* [THE PROBLEM]: Your task is to transcribe all of the data below exactly, omitting the images.
--- start of DATASET CONTENT ---
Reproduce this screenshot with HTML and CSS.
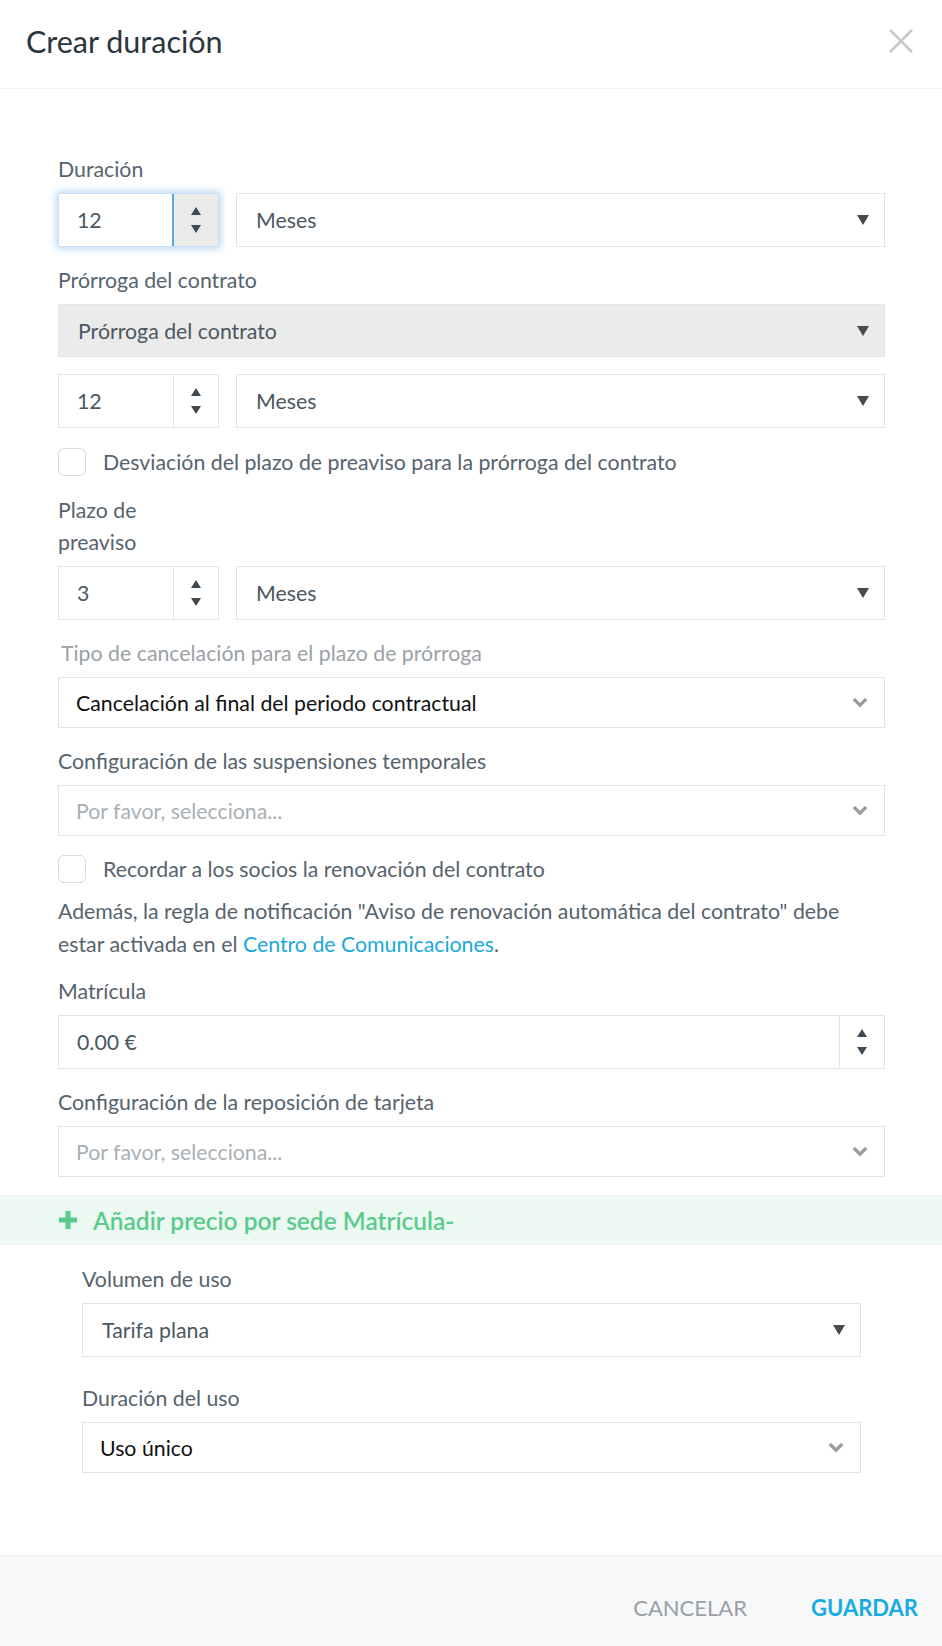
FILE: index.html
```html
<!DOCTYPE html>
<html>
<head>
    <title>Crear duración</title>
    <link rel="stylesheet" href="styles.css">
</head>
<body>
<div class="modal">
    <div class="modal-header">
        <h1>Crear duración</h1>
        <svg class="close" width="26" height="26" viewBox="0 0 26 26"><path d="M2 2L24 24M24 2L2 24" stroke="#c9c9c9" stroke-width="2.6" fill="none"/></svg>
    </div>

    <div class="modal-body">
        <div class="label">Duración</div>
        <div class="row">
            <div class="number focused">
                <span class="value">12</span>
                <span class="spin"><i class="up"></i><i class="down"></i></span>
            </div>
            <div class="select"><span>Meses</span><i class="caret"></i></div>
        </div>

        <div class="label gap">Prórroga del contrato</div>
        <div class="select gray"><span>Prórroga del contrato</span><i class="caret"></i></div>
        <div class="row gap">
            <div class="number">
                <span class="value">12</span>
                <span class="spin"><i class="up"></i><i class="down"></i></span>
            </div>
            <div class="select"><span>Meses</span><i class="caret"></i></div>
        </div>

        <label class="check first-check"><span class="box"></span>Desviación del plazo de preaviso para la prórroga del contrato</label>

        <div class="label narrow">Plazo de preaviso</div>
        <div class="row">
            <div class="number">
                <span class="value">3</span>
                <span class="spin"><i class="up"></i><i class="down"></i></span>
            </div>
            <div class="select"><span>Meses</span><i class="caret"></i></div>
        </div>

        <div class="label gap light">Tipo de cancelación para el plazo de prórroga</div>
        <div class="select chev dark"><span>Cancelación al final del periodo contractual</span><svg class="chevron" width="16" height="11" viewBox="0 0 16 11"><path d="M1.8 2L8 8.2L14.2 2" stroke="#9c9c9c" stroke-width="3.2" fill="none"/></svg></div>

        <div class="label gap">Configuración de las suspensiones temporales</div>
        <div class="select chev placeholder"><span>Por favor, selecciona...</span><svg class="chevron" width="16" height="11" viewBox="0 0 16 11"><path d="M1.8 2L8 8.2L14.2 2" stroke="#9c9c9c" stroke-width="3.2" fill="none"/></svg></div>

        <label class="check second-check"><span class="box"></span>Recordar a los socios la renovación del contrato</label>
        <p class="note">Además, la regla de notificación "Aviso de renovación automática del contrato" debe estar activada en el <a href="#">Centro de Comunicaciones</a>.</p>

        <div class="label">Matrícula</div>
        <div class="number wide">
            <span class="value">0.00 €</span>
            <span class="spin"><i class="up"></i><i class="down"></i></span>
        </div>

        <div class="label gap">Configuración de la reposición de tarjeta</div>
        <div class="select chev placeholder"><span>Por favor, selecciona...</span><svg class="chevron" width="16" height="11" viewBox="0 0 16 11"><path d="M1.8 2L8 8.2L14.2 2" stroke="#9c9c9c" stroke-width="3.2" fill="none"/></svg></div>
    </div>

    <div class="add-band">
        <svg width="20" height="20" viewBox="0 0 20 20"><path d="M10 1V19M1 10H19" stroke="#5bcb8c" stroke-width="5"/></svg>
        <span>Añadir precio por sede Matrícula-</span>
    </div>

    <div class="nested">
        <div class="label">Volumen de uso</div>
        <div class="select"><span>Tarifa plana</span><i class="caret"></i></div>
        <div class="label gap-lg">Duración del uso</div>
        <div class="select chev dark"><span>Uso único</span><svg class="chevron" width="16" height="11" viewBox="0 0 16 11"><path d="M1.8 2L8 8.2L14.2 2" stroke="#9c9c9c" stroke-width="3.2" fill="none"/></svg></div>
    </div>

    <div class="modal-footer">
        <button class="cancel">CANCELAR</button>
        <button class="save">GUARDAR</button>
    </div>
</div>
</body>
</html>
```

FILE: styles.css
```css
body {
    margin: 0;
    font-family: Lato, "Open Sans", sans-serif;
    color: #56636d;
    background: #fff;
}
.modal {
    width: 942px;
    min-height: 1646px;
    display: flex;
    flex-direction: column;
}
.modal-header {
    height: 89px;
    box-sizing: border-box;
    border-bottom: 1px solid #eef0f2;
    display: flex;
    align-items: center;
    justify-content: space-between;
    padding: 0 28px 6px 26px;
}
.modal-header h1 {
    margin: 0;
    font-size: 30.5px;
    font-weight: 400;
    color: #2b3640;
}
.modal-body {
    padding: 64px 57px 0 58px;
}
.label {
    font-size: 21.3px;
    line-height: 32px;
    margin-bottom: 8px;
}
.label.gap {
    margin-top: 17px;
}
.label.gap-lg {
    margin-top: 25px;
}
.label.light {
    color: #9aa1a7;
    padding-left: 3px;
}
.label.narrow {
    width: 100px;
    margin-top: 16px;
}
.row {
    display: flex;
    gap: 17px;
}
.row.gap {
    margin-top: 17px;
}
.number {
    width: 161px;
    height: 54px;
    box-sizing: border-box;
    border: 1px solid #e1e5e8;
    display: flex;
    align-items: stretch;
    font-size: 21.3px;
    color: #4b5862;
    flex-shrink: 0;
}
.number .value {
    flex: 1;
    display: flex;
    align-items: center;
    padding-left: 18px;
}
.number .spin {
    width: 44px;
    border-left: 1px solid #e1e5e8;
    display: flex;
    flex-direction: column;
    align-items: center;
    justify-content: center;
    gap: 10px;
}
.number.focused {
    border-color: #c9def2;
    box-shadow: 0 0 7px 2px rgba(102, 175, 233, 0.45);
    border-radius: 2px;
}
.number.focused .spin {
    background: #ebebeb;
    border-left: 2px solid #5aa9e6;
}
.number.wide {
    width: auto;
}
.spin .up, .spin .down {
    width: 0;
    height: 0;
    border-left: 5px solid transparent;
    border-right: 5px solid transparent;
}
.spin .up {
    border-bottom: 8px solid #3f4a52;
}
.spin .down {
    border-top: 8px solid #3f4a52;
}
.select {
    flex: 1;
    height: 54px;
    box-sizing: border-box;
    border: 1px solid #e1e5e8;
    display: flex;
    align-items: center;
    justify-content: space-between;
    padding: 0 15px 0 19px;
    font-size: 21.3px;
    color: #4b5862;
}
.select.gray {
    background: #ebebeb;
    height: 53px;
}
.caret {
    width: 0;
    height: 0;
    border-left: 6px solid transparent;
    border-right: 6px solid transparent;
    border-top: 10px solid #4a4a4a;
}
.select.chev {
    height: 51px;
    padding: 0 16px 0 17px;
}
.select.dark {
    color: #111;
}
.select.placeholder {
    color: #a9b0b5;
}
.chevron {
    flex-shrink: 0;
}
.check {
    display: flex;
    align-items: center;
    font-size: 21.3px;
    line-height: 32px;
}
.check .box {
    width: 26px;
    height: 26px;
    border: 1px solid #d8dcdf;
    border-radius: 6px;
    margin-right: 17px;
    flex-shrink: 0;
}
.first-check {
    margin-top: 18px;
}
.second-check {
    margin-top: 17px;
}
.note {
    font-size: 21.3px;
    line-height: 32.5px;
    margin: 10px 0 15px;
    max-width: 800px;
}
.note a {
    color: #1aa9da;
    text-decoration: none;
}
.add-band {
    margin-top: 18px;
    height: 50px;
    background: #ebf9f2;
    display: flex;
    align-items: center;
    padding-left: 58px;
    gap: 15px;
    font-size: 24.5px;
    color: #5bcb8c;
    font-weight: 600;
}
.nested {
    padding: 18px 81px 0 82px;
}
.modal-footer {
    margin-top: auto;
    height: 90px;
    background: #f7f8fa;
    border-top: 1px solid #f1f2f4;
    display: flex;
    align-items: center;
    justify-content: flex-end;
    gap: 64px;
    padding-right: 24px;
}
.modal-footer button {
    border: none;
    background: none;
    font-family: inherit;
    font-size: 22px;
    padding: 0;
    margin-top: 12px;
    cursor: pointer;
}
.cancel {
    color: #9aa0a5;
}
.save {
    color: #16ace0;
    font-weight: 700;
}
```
--- end of DATASET CONTENT ---
* [PROBLEM SOLUTION]:
Reproduce this screenshot with HTML and CSS.
FILE: index.html
```html
<!DOCTYPE html>
<html>
<head>
    <title>Crear duración</title>
    <link rel="stylesheet" href="styles.css">
</head>
<body>
<div class="modal">
    <div class="modal-header">
        <h1>Crear duración</h1>
        <svg class="close" width="26" height="26" viewBox="0 0 26 26"><path d="M2 2L24 24M24 2L2 24" stroke="#c9c9c9" stroke-width="2.6" fill="none"/></svg>
    </div>

    <div class="modal-body">
        <div class="label">Duración</div>
        <div class="row">
            <div class="number focused">
                <span class="value">12</span>
                <span class="spin"><i class="up"></i><i class="down"></i></span>
            </div>
            <div class="select"><span>Meses</span><i class="caret"></i></div>
        </div>

        <div class="label gap">Prórroga del contrato</div>
        <div class="select gray"><span>Prórroga del contrato</span><i class="caret"></i></div>
        <div class="row gap">
            <div class="number">
                <span class="value">12</span>
                <span class="spin"><i class="up"></i><i class="down"></i></span>
            </div>
            <div class="select"><span>Meses</span><i class="caret"></i></div>
        </div>

        <label class="check first-check"><span class="box"></span>Desviación del plazo de preaviso para la prórroga del contrato</label>

        <div class="label narrow">Plazo de preaviso</div>
        <div class="row">
            <div class="number">
                <span class="value">3</span>
                <span class="spin"><i class="up"></i><i class="down"></i></span>
            </div>
            <div class="select"><span>Meses</span><i class="caret"></i></div>
        </div>

        <div class="label gap light">Tipo de cancelación para el plazo de prórroga</div>
        <div class="select chev dark"><span>Cancelación al final del periodo contractual</span><svg class="chevron" width="16" height="11" viewBox="0 0 16 11"><path d="M1.8 2L8 8.2L14.2 2" stroke="#9c9c9c" stroke-width="3.2" fill="none"/></svg></div>

        <div class="label gap">Configuración de las suspensiones temporales</div>
        <div class="select chev placeholder"><span>Por favor, selecciona...</span><svg class="chevron" width="16" height="11" viewBox="0 0 16 11"><path d="M1.8 2L8 8.2L14.2 2" stroke="#9c9c9c" stroke-width="3.2" fill="none"/></svg></div>

        <label class="check second-check"><span class="box"></span>Recordar a los socios la renovación del contrato</label>
        <p class="note">Además, la regla de notificación "Aviso de renovación automática del contrato" debe estar activada en el <a href="#">Centro de Comunicaciones</a>.</p>

        <div class="label">Matrícula</div>
        <div class="number wide">
            <span class="value">0.00 €</span>
            <span class="spin"><i class="up"></i><i class="down"></i></span>
        </div>

        <div class="label gap">Configuración de la reposición de tarjeta</div>
        <div class="select chev placeholder"><span>Por favor, selecciona...</span><svg class="chevron" width="16" height="11" viewBox="0 0 16 11"><path d="M1.8 2L8 8.2L14.2 2" stroke="#9c9c9c" stroke-width="3.2" fill="none"/></svg></div>
    </div>

    <div class="add-band">
        <svg width="20" height="20" viewBox="0 0 20 20"><path d="M10 1V19M1 10H19" stroke="#5bcb8c" stroke-width="5"/></svg>
        <span>Añadir precio por sede Matrícula-</span>
    </div>

    <div class="nested">
        <div class="label">Volumen de uso</div>
        <div class="select"><span>Tarifa plana</span><i class="caret"></i></div>
        <div class="label gap-lg">Duración del uso</div>
        <div class="select chev dark"><span>Uso único</span><svg class="chevron" width="16" height="11" viewBox="0 0 16 11"><path d="M1.8 2L8 8.2L14.2 2" stroke="#9c9c9c" stroke-width="3.2" fill="none"/></svg></div>
    </div>

    <div class="modal-footer">
        <button class="cancel">CANCELAR</button>
        <button class="save">GUARDAR</button>
    </div>
</div>
</body>
</html>
```

FILE: styles.css
```css
body {
    margin: 0;
    font-family: Lato, "Open Sans", sans-serif;
    color: #56636d;
    background: #fff;
}
.modal {
    width: 942px;
    min-height: 1646px;
    display: flex;
    flex-direction: column;
}
.modal-header {
    height: 89px;
    box-sizing: border-box;
    border-bottom: 1px solid #eef0f2;
    display: flex;
    align-items: center;
    justify-content: space-between;
    padding: 0 28px 6px 26px;
}
.modal-header h1 {
    margin: 0;
    font-size: 30.5px;
    font-weight: 400;
    color: #2b3640;
}
.modal-body {
    padding: 64px 57px 0 58px;
}
.label {
    font-size: 21.3px;
    line-height: 32px;
    margin-bottom: 8px;
}
.label.gap {
    margin-top: 17px;
}
.label.gap-lg {
    margin-top: 25px;
}
.label.light {
    color: #9aa1a7;
    padding-left: 3px;
}
.label.narrow {
    width: 100px;
    margin-top: 16px;
}
.row {
    display: flex;
    gap: 17px;
}
.row.gap {
    margin-top: 17px;
}
.number {
    width: 161px;
    height: 54px;
    box-sizing: border-box;
    border: 1px solid #e1e5e8;
    display: flex;
    align-items: stretch;
    font-size: 21.3px;
    color: #4b5862;
    flex-shrink: 0;
}
.number .value {
    flex: 1;
    display: flex;
    align-items: center;
    padding-left: 18px;
}
.number .spin {
    width: 44px;
    border-left: 1px solid #e1e5e8;
    display: flex;
    flex-direction: column;
    align-items: center;
    justify-content: center;
    gap: 10px;
}
.number.focused {
    border-color: #c9def2;
    box-shadow: 0 0 7px 2px rgba(102, 175, 233, 0.45);
    border-radius: 2px;
}
.number.focused .spin {
    background: #ebebeb;
    border-left: 2px solid #5aa9e6;
}
.number.wide {
    width: auto;
}
.spin .up, .spin .down {
    width: 0;
    height: 0;
    border-left: 5px solid transparent;
    border-right: 5px solid transparent;
}
.spin .up {
    border-bottom: 8px solid #3f4a52;
}
.spin .down {
    border-top: 8px solid #3f4a52;
}
.select {
    flex: 1;
    height: 54px;
    box-sizing: border-box;
    border: 1px solid #e1e5e8;
    display: flex;
    align-items: center;
    justify-content: space-between;
    padding: 0 15px 0 19px;
    font-size: 21.3px;
    color: #4b5862;
}
.select.gray {
    background: #ebebeb;
    height: 53px;
}
.caret {
    width: 0;
    height: 0;
    border-left: 6px solid transparent;
    border-right: 6px solid transparent;
    border-top: 10px solid #4a4a4a;
}
.select.chev {
    height: 51px;
    padding: 0 16px 0 17px;
}
.select.dark {
    color: #111;
}
.select.placeholder {
    color: #a9b0b5;
}
.chevron {
    flex-shrink: 0;
}
.check {
    display: flex;
    align-items: center;
    font-size: 21.3px;
    line-height: 32px;
}
.check .box {
    width: 26px;
    height: 26px;
    border: 1px solid #d8dcdf;
    border-radius: 6px;
    margin-right: 17px;
    flex-shrink: 0;
}
.first-check {
    margin-top: 18px;
}
.second-check {
    margin-top: 17px;
}
.note {
    font-size: 21.3px;
    line-height: 32.5px;
    margin: 10px 0 15px;
    max-width: 800px;
}
.note a {
    color: #1aa9da;
    text-decoration: none;
}
.add-band {
    margin-top: 18px;
    height: 50px;
    background: #ebf9f2;
    display: flex;
    align-items: center;
    padding-left: 58px;
    gap: 15px;
    font-size: 24.5px;
    color: #5bcb8c;
    font-weight: 600;
}
.nested {
    padding: 18px 81px 0 82px;
}
.modal-footer {
    margin-top: auto;
    height: 90px;
    background: #f7f8fa;
    border-top: 1px solid #f1f2f4;
    display: flex;
    align-items: center;
    justify-content: flex-end;
    gap: 64px;
    padding-right: 24px;
}
.modal-footer button {
    border: none;
    background: none;
    font-family: inherit;
    font-size: 22px;
    padding: 0;
    margin-top: 12px;
    cursor: pointer;
}
.cancel {
    color: #9aa0a5;
}
.save {
    color: #16ace0;
    font-weight: 700;
}
```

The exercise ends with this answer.